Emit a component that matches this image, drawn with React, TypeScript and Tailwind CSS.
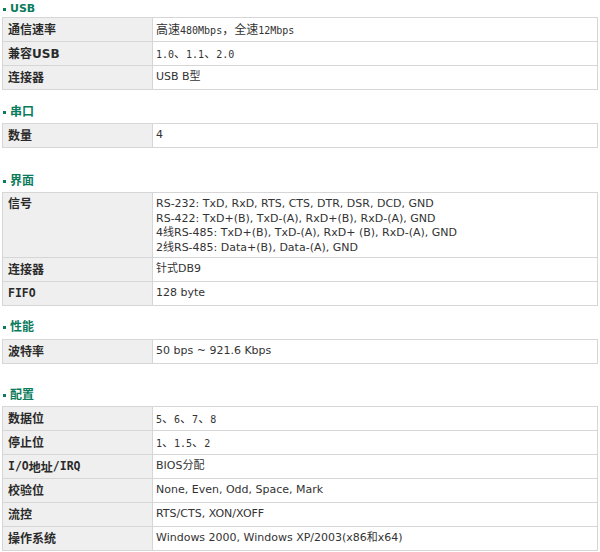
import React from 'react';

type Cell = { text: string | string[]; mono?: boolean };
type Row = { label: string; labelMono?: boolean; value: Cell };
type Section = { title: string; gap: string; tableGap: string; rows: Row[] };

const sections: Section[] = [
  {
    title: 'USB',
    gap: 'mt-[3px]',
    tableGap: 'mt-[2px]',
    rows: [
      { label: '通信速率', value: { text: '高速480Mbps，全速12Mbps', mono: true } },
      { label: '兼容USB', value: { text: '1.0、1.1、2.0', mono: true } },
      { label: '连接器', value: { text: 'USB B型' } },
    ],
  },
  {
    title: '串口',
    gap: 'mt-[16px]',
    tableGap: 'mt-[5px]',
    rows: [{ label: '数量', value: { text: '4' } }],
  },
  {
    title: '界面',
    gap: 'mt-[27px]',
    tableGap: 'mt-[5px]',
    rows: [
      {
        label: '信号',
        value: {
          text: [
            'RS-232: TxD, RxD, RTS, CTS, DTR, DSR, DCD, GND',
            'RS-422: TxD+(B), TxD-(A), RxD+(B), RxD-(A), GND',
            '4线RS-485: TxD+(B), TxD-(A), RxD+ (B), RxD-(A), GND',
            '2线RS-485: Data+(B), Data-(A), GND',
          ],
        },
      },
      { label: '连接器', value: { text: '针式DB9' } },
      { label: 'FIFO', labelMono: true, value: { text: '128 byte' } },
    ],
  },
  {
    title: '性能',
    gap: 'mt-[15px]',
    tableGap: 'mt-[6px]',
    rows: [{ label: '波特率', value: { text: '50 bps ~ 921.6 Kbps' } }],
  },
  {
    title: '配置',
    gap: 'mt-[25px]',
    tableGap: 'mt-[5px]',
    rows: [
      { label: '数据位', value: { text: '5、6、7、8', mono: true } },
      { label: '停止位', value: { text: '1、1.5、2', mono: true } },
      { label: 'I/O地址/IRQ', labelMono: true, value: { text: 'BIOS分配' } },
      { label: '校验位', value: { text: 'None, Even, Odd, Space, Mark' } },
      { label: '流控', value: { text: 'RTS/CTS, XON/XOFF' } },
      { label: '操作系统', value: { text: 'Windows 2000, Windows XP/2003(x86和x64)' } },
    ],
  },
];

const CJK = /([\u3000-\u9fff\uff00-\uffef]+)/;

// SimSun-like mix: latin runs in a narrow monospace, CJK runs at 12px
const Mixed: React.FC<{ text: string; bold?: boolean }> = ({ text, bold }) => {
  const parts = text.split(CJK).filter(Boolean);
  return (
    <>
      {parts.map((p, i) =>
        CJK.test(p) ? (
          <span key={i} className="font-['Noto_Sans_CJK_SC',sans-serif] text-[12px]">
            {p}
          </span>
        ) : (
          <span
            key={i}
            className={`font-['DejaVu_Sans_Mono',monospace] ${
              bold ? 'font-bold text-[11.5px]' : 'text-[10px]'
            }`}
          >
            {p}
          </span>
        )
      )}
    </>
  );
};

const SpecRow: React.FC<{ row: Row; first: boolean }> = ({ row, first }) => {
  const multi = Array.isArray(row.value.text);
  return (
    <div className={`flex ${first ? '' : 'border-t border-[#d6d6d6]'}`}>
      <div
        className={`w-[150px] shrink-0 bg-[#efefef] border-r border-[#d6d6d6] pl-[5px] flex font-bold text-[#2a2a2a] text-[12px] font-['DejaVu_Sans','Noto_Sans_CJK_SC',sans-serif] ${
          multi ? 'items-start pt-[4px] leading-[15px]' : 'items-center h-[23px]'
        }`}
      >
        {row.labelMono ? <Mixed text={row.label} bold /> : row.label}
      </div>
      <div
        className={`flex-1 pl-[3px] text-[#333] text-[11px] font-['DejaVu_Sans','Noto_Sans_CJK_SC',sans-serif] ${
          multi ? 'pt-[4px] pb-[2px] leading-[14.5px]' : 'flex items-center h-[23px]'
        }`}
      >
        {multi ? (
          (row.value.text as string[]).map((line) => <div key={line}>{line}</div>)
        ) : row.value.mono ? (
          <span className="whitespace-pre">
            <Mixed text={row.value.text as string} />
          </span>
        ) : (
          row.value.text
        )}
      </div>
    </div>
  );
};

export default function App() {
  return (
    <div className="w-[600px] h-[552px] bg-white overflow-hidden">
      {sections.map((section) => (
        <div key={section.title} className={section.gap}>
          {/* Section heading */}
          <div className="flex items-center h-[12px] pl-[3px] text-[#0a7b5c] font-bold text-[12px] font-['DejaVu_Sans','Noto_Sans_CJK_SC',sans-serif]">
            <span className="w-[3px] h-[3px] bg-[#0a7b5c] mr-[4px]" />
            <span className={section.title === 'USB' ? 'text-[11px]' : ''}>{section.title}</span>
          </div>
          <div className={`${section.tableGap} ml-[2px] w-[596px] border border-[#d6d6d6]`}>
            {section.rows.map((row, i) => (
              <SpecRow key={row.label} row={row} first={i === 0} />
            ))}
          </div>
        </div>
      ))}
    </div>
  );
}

• THE REQUEST
Write out nothing but the lines from the start of the data through the line with "string; gap: string;". Leave out the pictures.

• TASK RESPONSE
Emit a component that matches this image, drawn with React, TypeScript and Tailwind CSS.
import React from 'react';

type Cell = { text: string | string[]; mono?: boolean };
type Row = { label: string; labelMono?: boolean; value: Cell };
type Section = { title: string; gap: string; tableGap: string; rows: Row[] };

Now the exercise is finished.